● **EXERCISE BRIEF**
Locate and copy all lines bearing the word "styles".

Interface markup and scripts
::::
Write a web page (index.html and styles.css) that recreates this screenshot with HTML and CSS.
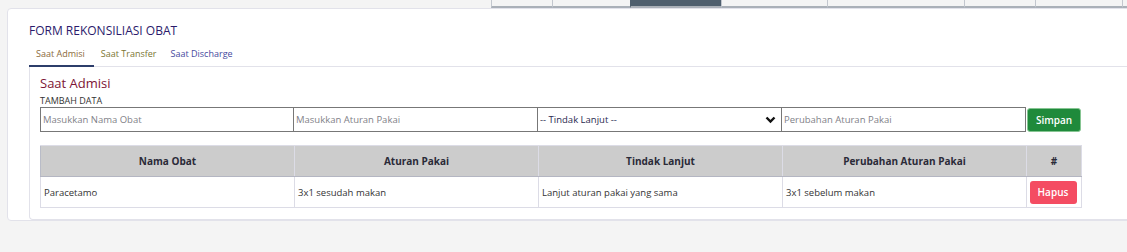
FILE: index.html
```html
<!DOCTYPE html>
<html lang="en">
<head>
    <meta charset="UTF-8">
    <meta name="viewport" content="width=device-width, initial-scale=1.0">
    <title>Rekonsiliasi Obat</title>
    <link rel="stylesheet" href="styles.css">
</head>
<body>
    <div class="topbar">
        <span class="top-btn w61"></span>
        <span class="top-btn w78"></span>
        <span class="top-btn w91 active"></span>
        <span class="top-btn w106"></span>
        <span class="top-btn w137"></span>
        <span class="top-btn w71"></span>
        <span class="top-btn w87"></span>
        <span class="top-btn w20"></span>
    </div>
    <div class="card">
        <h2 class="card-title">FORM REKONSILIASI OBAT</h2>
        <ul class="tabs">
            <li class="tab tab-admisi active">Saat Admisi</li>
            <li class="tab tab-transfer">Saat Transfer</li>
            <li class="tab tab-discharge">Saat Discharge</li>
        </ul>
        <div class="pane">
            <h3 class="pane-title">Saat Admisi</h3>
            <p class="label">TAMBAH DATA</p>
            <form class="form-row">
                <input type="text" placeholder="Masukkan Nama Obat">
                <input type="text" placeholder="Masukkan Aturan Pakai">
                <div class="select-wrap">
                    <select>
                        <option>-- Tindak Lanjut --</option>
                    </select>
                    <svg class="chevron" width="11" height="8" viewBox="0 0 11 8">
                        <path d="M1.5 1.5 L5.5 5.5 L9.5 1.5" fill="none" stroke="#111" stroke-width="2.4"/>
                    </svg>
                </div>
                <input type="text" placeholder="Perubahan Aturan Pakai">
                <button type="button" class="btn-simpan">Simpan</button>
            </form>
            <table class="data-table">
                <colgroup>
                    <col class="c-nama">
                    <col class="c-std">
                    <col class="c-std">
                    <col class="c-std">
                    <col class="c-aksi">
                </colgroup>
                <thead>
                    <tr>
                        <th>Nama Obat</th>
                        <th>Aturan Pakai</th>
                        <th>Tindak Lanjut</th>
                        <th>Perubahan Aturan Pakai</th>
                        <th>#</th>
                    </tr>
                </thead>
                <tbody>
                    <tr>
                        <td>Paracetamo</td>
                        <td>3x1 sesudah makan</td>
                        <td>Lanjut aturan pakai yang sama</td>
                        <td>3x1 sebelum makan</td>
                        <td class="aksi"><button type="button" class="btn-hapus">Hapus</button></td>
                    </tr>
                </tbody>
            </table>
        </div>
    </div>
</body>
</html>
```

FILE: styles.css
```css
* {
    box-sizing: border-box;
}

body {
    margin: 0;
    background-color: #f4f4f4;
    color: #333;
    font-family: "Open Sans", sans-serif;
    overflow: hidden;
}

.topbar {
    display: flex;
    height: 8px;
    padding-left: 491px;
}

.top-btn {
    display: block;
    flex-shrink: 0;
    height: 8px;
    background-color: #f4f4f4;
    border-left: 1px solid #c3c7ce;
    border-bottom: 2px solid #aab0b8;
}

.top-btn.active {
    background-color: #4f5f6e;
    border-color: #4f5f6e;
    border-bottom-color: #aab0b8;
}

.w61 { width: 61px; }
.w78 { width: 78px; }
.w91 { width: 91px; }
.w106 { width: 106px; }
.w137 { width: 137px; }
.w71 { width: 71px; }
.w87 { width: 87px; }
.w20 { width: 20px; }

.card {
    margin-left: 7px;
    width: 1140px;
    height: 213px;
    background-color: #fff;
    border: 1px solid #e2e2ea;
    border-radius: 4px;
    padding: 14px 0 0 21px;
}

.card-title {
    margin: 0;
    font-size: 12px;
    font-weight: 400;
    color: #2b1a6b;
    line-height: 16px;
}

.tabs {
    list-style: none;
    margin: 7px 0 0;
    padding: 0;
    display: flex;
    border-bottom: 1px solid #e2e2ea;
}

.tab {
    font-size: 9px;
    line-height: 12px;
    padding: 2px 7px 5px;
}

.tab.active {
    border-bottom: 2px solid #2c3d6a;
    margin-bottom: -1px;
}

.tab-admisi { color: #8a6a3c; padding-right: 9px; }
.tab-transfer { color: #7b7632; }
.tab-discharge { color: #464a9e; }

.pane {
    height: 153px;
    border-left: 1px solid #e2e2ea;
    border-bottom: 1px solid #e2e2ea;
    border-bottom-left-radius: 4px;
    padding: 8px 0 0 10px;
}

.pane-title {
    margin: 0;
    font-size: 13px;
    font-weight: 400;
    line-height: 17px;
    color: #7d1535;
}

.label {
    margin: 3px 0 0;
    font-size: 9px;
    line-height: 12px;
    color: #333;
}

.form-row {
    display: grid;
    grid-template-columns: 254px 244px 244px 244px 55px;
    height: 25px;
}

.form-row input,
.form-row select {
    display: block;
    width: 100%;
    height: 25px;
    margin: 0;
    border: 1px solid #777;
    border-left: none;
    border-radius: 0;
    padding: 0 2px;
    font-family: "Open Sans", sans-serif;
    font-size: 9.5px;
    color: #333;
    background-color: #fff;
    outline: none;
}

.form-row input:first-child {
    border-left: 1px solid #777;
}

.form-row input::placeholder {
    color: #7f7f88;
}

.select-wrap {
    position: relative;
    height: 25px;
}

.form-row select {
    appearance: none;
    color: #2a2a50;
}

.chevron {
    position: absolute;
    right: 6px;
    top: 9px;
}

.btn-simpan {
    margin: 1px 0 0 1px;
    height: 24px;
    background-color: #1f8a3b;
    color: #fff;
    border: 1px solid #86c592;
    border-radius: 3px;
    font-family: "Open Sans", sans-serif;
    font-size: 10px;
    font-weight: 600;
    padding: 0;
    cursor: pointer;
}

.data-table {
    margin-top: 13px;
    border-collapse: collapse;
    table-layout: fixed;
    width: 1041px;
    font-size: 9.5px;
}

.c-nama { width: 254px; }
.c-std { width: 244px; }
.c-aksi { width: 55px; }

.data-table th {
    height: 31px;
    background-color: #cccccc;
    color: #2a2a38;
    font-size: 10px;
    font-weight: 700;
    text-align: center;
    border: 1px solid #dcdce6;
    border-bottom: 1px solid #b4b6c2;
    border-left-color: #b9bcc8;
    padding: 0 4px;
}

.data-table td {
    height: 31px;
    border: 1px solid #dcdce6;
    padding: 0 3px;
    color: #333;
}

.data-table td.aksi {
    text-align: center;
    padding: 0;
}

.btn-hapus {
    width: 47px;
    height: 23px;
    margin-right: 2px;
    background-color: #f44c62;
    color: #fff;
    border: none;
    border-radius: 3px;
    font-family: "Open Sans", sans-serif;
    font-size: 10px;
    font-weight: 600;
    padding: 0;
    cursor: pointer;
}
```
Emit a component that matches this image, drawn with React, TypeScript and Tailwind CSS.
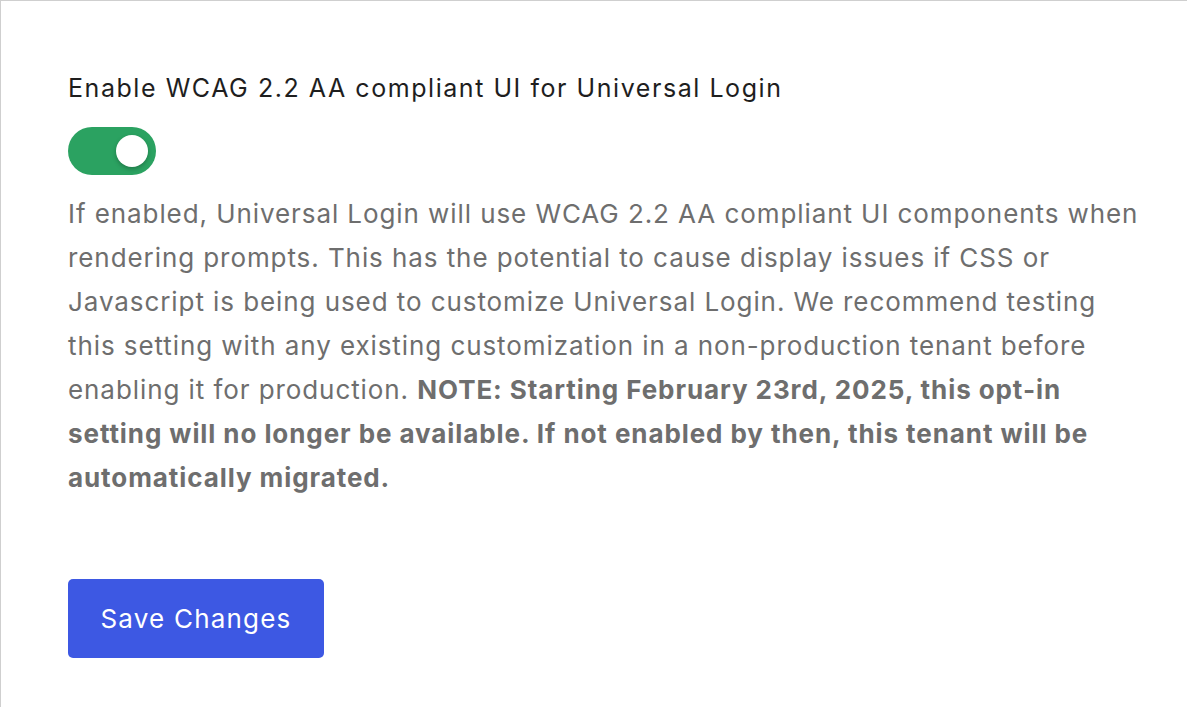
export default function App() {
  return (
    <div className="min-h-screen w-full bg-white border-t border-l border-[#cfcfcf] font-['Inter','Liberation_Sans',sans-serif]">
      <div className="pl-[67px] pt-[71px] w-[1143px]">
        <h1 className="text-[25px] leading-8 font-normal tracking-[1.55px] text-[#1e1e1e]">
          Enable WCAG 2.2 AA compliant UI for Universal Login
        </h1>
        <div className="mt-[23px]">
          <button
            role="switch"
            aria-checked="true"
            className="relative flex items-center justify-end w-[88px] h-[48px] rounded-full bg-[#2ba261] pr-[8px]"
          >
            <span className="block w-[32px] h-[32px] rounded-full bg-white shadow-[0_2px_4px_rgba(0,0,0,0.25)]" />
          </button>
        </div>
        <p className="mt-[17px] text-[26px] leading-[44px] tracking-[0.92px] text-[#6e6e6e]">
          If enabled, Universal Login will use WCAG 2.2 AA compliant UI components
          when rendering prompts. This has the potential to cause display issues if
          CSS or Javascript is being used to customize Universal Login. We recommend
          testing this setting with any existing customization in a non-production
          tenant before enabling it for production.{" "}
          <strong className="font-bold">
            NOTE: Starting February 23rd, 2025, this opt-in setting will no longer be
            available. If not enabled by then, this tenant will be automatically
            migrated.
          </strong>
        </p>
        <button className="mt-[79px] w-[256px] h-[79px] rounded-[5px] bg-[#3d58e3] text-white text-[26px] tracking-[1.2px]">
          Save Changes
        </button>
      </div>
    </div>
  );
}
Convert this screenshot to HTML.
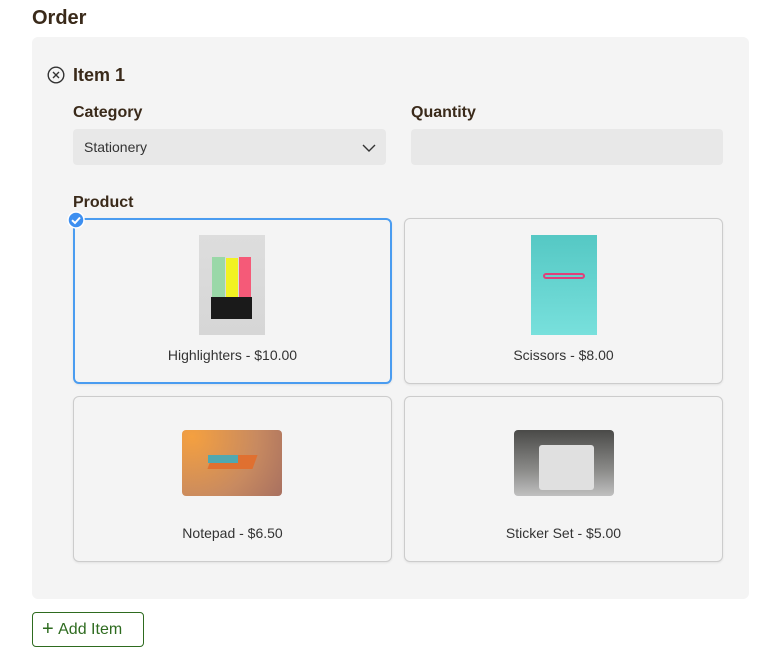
::::
● **RESPONSE TO THIS TASK**
Write a web page (index.html and styles.css) that recreates this screenshot with HTML and CSS.
    <link rel="stylesheet" href="styles.css">
FILE: styles.css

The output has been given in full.